The joy of being able to invoke him as Blessed lasted for 25 years. During the “Scalabrinian Year” (09/11/2021-09/11/2022), the Scalabrinian Family intensified the prayer of intercession to the Blessed founder and, finally, the grace of canonization became a reality and Scalabrini was canonized by Pope Francis, in Rome on October 9, 2022.
The Missionaries of Saint Charles Borromeo and the Missionary Sisters of Saint Charles Borromeo. The Scalabrinian Secular Missionaries and the Scalabrinian Lay Missionary Movement which also have in Saint Scalabrini the inspiration to its foundation and follows the same charisma are called to “Always let yourselves be inspired by your Founder Saint, Father of Migrants, of all Migrants.
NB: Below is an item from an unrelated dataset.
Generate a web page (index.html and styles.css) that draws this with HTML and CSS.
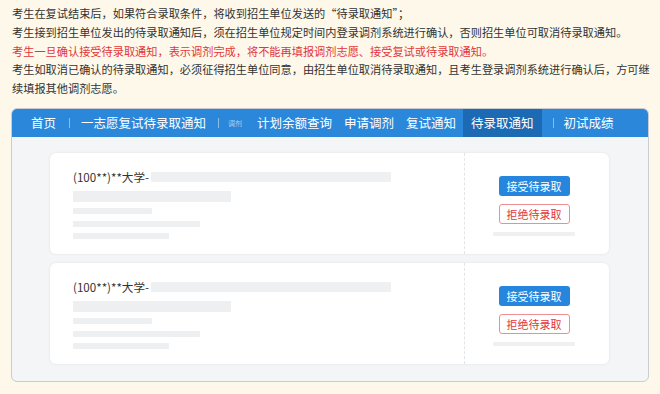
FILE: index.html
```html
<!DOCTYPE html>
<html lang="zh-CN">
<head>
    <meta charset="UTF-8">
    <meta name="viewport" content="width=device-width, initial-scale=1.0">
    <title>待录取通知</title>
    <link rel="stylesheet" href="styles.css">
</head>
<body>
    <div class="notes">
        <p>考生在复试结束后，如果符合录取条件，将收到招生单位发送的“待录取通知”；</p>
        <p>考生接到招生单位发出的待录取通知后，须在招生单位规定时间内登录调剂系统进行确认，否则招生单位可取消待录取通知。</p>
        <p class="warn">考生一旦确认接受待录取通知，表示调剂完成，将不能再填报调剂志愿、接受复试或待录取通知。</p>
        <p>考生如取消已确认的待录取通知，必须征得招生单位同意，由招生单位取消待录取通知，且考生登录调剂系统进行确认后，方可继续填报其他调剂志愿。</p>
    </div>

    <div class="panel">
        <div class="nav">
            <span class="nav-item">首页</span>
            <span class="sep"></span>
            <span class="nav-item">一志愿复试待录取通知</span>
            <span class="sep to-tag"></span>
            <span class="tag">调剂</span>
            <span class="nav-item">计划余额查询</span>
            <span class="nav-item">申请调剂</span>
            <span class="nav-item">复试通知</span>
            <span class="nav-item active">待录取通知</span>
            <span class="sep last"></span>
            <span class="nav-item">初试成绩</span>
        </div>

        <div class="list">
            <div class="card">
                <div class="info">
                    <div class="title">(100**)**大学- <span class="blur name"></span></div>
                    <span class="blur b1"></span>
                    <span class="blur b2"></span>
                    <span class="blur b3"></span>
                    <span class="blur b4"></span>
                </div>
                <div class="actions">
                    <button class="btn accept">接受待录取</button>
                    <button class="btn reject">拒绝待录取</button>
                    <span class="blur foot"></span>
                </div>
            </div>
            <div class="card">
                <div class="info">
                    <div class="title">(100**)**大学- <span class="blur name"></span></div>
                    <span class="blur b1"></span>
                    <span class="blur b2"></span>
                    <span class="blur b3"></span>
                    <span class="blur b4"></span>
                </div>
                <div class="actions">
                    <button class="btn accept">接受待录取</button>
                    <button class="btn reject">拒绝待录取</button>
                    <span class="blur foot"></span>
                </div>
            </div>
        </div>
    </div>
</body>
</html>
```

FILE: styles.css
```css
body {
    margin: 0;
    background: #fdf8e9;
    font-family: "Noto Sans CJK SC", "Noto Sans", sans-serif;
    color: #333;
}
.notes { padding: 4px 6px 0 12px; font-size: 11.2px; line-height: 18.8px; }
.notes p { margin: 0; }
.notes .warn { color: #e2363b; }

.panel {
    margin: 10px 11px 0 11px;
    background: #f3f5f7;
    border: 1px solid #c9ccd0;
    border-radius: 6px;
    overflow: hidden;
    padding-bottom: 17px;
}
.nav {
    display: flex;
    align-items: center;
    height: 28px;
    background: #2b87d9;
    color: #fff;
    font-size: 12.5px;
    padding-left: 13px;
}
.nav-item { padding: 0 6px; line-height: 28px; white-space: nowrap; }
.nav-item.active { background: #1c6ab3; padding: 0 8px; margin-left: 1px; }
.sep { width: 1px; height: 10px; background: rgba(255, 255, 255, 0.45); margin: 0 5px 0 7px; }
.sep.to-tag { margin: 0 9px 0 6px; }
.sep.last { margin: 0 4px 0 11px; }
.tag { font-size: 7px; color: #a9cdf0; margin-right: 9px; }

.list { padding: 16px 39px 0 38px; display: flex; flex-direction: column; gap: 9px; }
.card {
    display: flex;
    background: #fff;
    border-radius: 6px;
    box-shadow: 0 0 3px rgba(0, 0, 0, 0.08);
    height: 101px;
}
.info { flex: 1; padding: 16px 0 0 23px; display: flex; flex-direction: column; border-right: 1px dashed #e2e5e8; }
.title { display: flex; align-items: center; font-size: 11.6px; line-height: 16px; color: #333; margin-bottom: 6px; }
.blur { display: block; background: #eeeff1; border-radius: 1px; }
.name { width: 240px; height: 10px; margin-left: 2px; background: #eff0f2; }
.b1 { width: 158px; height: 11px; margin-bottom: 6px; }
.b2 { width: 79px; height: 6px; margin-bottom: 7px; }
.b3 { width: 127px; height: 6px; margin-bottom: 6px; }
.b4 { width: 96px; height: 6px; }

.actions { width: 138px; display: flex; flex-direction: column; align-items: center; padding: 23px 6px 0 0; }
.btn {
    width: 71px;
    height: 20px;
    font-family: inherit;
    font-size: 11px;
    border-radius: 3px;
    padding: 0;
    cursor: pointer;
}
.accept { background: #2685dd; color: #fff; border: none; margin-bottom: 8px; }
.reject { background: #fff; color: #e2363b; border: 1px solid #ef8e90; }
.foot { width: 82px; height: 4px; margin-top: 8px; background: #eef0f2; }
```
May his charism renew in you the joy of being with Migrants, of being at their service, and of doing so with faith, inspired by the Holy Spirit, in the conviction that in each one of them we encounter the Lord Jesus” (Pope Francis).
Pope Francis, who shares Saint Scalabrini’s passion for Migrants and Refugees, encourages everyone “to Welcome, to Protect, to Promote, to Integrate” each Brother and Sister, and then he proclaimed Scalabrini a Saint as an example to follow.